Budget 2025 has introduced commendable reforms— invoice digitization, POS integration, vendor blacklisting— but these will fail without iron-fisted enforcement. Enough negotiating with profiteers masquerading as stakeholders. Enough treating tax evasion as a regulatory challenge— it is economic treason and must be punished accordingly.
We need full public audits of sugar mills. Real-time dashboards on stocks and sales. Criminal prosecution for hoarders and tax evaders. Protections and incentives for whistleblowers. A firewalled FBR, free from political manipulation, must lead this charge. Above all, we need political courage— an end to the revolving door of office and industry.
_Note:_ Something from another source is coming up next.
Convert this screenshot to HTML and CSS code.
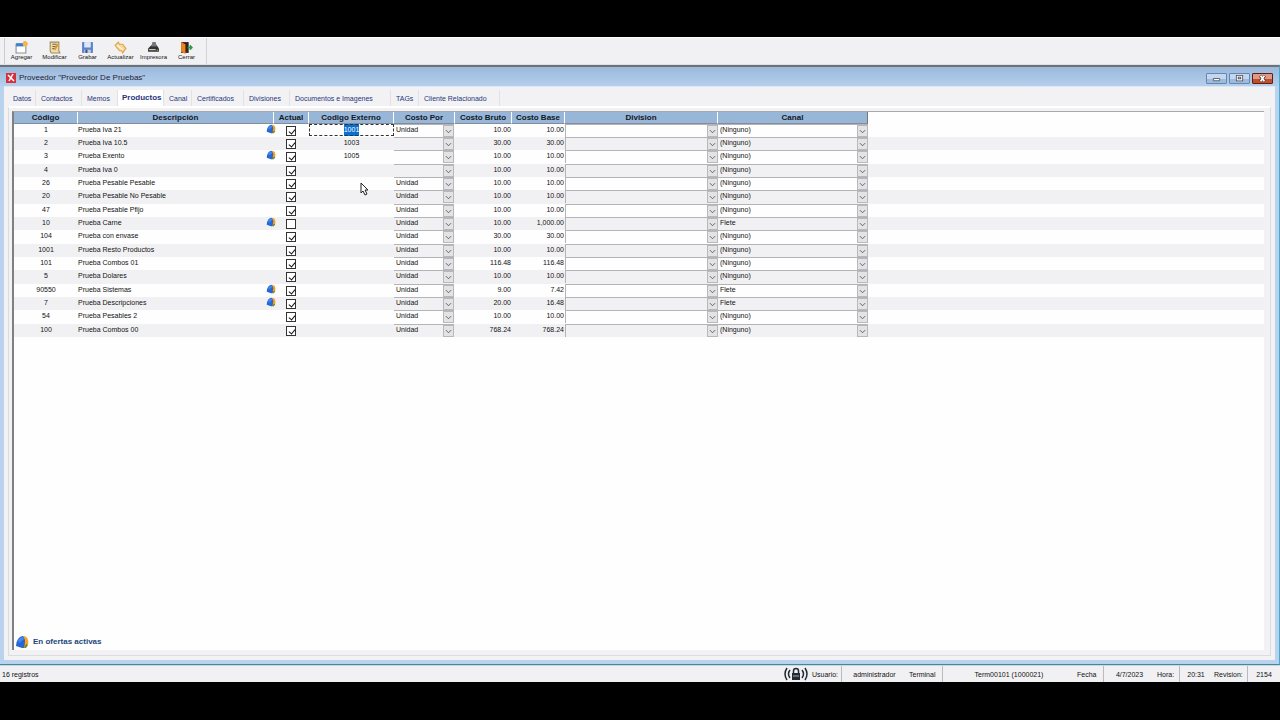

This is not merely about plugging fiscal holes— it’s about restoring the moral fabric of governance. Every rupee evaded is a school unbuilt, a hospital unequipped, a road unrepaired. It’s the pensioner choosing between medicine and groceries. The teacher whose salary won’t stretch. The farmer watching prices soar while cartels profit.
This is not just a sugar crisis. It is not merely a fiscal failure. It is a wholesale collapse of justice, a betrayal of the common citizen whose hard-earned income is mercilessly taxed while billions are siphoned off through fraudulent invoices, fake identities, and sham businesses with impunity. It is a nation being bled dry in broad daylight by those who operate not on the fringes of the system, but at its very core— shielded by loopholes, political influence, and decades of institutional apathy.
Pakistan now stands at a historic inflection point. The choice is stark and inescapable: either continue to placate the powerful tax evaders and their syndicates, emboldening them to erode the nation’s fiscal capacity, or confront them head-on with every tool of enforcement, accountability, and justice available. This is no time for appeasement. Protests staged by those who profit off tax theft— masquerading as defenders of small business— must not be romanticized. They are a smokescreen for a racket that costs this nation more than any external loan, subsidy, or bailout.
The salaried class and compliant corporate taxpayers can no longer be the beast of burden propping up a parasitic elite. The tax base must be broadened. Digital invoicing, FBR reforms, retail documentation, and enforcement crackdowns are not merely administrative decisions— they are acts of national survival.
The bleeding must stop. The silence must end. And the robbers must be unmasked. For Pakistan to rise, the tax evasion syndicate must be crushed— not placated, not negotiated with, but dismantled with the full might of the law.
The hour is late. The will of the people is clear. And the future of this republic may well depend on whether we choose to act— or choose to remain hostage to those who steal trillions and call it business as usual.